Although Sigmund Freud did not theorize the cut in formal terms, its logic can be traced in several aspects of his technique and metapsychology. In “Remembering, Repeating and Working-Through” (1914), Freud emphasizes that analytic transformation depends not on continuous narration but on interrupting compulsive repetition, allowing something unconscious to be brought into speech.[1]

Freud also advises against premature interpretation, recommending instead a timing that respects resistance. These tactical delays foreshadow the later Lacanian emphasis on discontinuity as a condition for analytic effect.

Lacanian Theory

The Cut and the Signifier

In Lacan’s reformulation of psychoanalysis, the unconscious is “structured like a language,” and language operates through a chain of signifiers rather than fixed meanings. The cut intervenes in this chain, isolating a signifier or introducing a division that enables the subject to appear—not as a stable identity, but as a barred subject ($), marked by lack.

Lacan introduces the cut in The Seminar, Book XI: The Four Fundamental Concepts of Psychoanalysis, where he links it to the function of scansion—the deliberate ending of a session at a moment of intensity, surprise, or structural punctuation.[2]

The cut does not merely end something; it reframes it retroactively, allowing a previously insignificant signifier to function as a decisive marker of unconscious meaning.

Subjectivation and Division

The cut marks the point at which the subject becomes divided—split between the I who speaks and the unconscious formations that disrupt, exceed, or contradict it. This split is essential to Lacanian subjectivity: the cut introduces lack as structural, not incidental.

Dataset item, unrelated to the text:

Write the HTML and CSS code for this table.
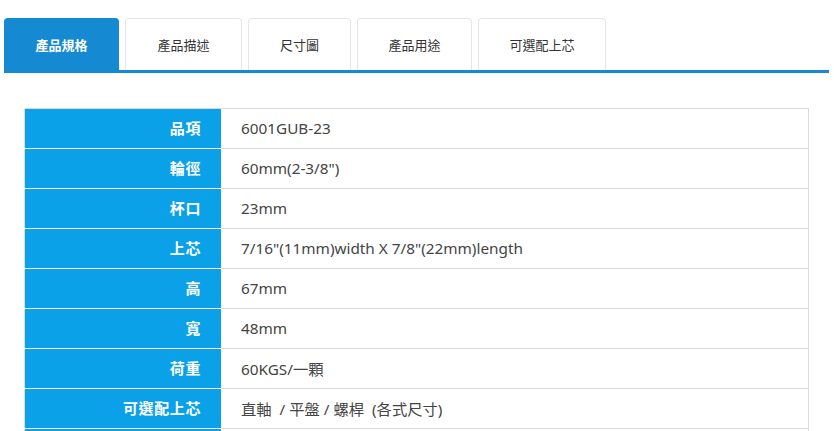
FILE: index.html
```html
<!DOCTYPE html>
<html lang="zh-Hant">
<head>
<meta charset="utf-8">
<title>產品規格</title>
<link rel="stylesheet" href="styles.css">
</head>
<body>
<div class="tabs">
  <div class="tab active t1">產品規格</div>
  <div class="tab t2">產品描述</div>
  <div class="tab t3">尺寸圖</div>
  <div class="tab t4">產品用途</div>
  <div class="tab t5">可選配上芯</div>
</div>
<table class="spec">
  <tr><th>品項</th><td>6001GUB-23</td></tr>
  <tr><th>輪徑</th><td>60mm(2-3/8")</td></tr>
  <tr><th>杯口</th><td>23mm</td></tr>
  <tr><th>上芯</th><td>7/16"(11mm)width X 7/8"(22mm)length</td></tr>
  <tr><th>高</th><td>67mm</td></tr>
  <tr><th>寬</th><td>48mm</td></tr>
  <tr><th>荷重</th><td>60KGS/一顆</td></tr>
  <tr><th>可選配上芯</th><td>直軸 &nbsp;/ 平盤 / 螺桿 &nbsp;(各式尺寸)</td></tr>
  <tr><th>&nbsp;</th><td>&nbsp;</td></tr>
</table>
</body>
</html>
```

FILE: styles.css
```css
html, body {
  margin: 0;
  padding: 0;
  background: #fff;
  font-family: "Noto Sans", "Noto Sans CJK TC", sans-serif;
}

.tabs {
  display: flex;
  gap: 6px;
  margin: 18px 0 0 4px;
  width: 825px;
  border-bottom: 3px solid #1589d1;
}

.tab {
  height: 52px;
  box-sizing: border-box;
  display: flex;
  align-items: center;
  justify-content: center;
  border: 1px solid #e6e6e6;
  border-bottom: none;
  border-radius: 4px 4px 0 0;
  font-size: 13px;
  color: #333;
  background: #fff;
}

.tab.active {
  background: #1589d1;
  border-color: #1589d1;
  color: #fff;
  font-weight: bold;
}

.t1 { width: 115px; }
.t2 { width: 117px; }
.t3 { width: 103px; }
.t4 { width: 115px; }
.t5 { width: 128px; }

.spec {
  margin: 35px 0 0 24px;
  width: 785px;
  border-collapse: collapse;
  border: 1px solid #dcdcdc;
}

.spec th,
.spec td {
  height: 37px;
  padding: 0 20px 2px;
  font-size: 15px;
  border-top: 1px solid #dcdcdc;
}

.spec th {
  width: 156px;
  background: #0ba1e8;
  color: #fff;
  text-align: right;
  font-weight: bold;
  letter-spacing: 0.6px;
  border-top: 1px solid #fff;
}

.spec tr:first-child th {
  border-top: 1px solid #dcdcdc;
}

.spec td {
  color: #444;
  font-size: 15.3px;
  text-align: left;
}
```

Through the cut, the subject is separated from the Other, from full jouissance, and from any fantasy of coherent selfhood. It is also the condition for the emergence of objet petit a, the object-cause of desire, which remains as the residue or remainder of what the cut leaves behind.

  1. Freud, Sigmund. “Remembering, Repeating and Working-Through” (1914), in The Standard Edition of the Complete Psychological Works of Sigmund Freud, Vol. 12, trans. James Strachey. London: Hogarth Press.
  2. Lacan, Jacques. The Seminar, Book XI: The Four Fundamental Concepts of Psychoanalysis (1964), trans. Alan Sheridan. New York: W. W. Norton, 1977.